*** Dataset content ***

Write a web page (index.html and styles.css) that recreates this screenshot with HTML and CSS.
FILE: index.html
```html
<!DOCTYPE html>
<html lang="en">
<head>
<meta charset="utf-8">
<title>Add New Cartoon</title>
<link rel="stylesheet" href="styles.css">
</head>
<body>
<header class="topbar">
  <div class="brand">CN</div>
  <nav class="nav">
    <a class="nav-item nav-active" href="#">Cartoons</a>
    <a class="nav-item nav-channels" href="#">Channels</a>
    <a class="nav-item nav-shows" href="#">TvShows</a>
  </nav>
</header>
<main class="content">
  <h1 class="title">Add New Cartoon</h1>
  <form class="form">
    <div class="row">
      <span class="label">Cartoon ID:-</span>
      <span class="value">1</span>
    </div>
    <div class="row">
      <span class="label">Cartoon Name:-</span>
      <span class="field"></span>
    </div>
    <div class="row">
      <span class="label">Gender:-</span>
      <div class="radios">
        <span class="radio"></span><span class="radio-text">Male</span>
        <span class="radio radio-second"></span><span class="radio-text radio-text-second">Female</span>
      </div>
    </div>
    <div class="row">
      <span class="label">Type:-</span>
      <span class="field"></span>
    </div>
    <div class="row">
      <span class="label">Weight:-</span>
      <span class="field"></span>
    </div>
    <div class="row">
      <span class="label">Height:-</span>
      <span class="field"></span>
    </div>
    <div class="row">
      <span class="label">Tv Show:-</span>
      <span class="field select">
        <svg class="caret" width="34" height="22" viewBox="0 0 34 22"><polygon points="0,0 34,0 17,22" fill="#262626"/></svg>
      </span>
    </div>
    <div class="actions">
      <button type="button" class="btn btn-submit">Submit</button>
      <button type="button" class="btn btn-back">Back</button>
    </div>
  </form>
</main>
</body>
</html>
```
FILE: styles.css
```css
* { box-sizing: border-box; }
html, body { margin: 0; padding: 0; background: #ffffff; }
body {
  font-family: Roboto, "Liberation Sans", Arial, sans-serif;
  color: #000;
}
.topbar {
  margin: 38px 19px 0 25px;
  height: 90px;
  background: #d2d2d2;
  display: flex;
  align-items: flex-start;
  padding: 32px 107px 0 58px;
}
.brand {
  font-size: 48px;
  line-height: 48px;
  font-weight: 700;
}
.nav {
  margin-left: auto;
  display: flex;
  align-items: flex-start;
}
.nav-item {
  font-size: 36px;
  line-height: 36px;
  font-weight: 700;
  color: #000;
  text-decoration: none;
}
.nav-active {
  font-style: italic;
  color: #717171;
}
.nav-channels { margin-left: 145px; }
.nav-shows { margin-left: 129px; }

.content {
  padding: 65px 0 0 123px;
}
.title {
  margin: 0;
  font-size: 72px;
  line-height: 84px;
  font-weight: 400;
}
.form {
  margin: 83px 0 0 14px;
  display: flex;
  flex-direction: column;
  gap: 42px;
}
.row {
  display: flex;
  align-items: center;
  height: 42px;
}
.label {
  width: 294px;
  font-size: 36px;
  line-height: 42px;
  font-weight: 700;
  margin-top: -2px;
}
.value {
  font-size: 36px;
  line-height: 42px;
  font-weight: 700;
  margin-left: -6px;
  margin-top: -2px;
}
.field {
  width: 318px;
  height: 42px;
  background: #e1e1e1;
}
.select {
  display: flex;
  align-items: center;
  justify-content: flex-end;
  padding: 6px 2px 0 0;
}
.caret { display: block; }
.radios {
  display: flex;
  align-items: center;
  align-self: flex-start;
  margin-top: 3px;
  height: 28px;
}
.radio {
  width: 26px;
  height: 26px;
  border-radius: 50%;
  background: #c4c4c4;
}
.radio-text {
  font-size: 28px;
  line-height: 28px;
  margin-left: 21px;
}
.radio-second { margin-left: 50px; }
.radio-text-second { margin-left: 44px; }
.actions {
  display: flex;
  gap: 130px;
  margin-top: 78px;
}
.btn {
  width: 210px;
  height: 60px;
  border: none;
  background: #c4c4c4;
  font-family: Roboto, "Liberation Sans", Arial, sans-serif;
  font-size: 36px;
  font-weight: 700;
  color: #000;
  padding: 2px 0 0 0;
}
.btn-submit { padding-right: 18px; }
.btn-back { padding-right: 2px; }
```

***

Exercise description
Give the number of lines above in which the word "styles" occurs, with nothing else.

Reply to the exercise
3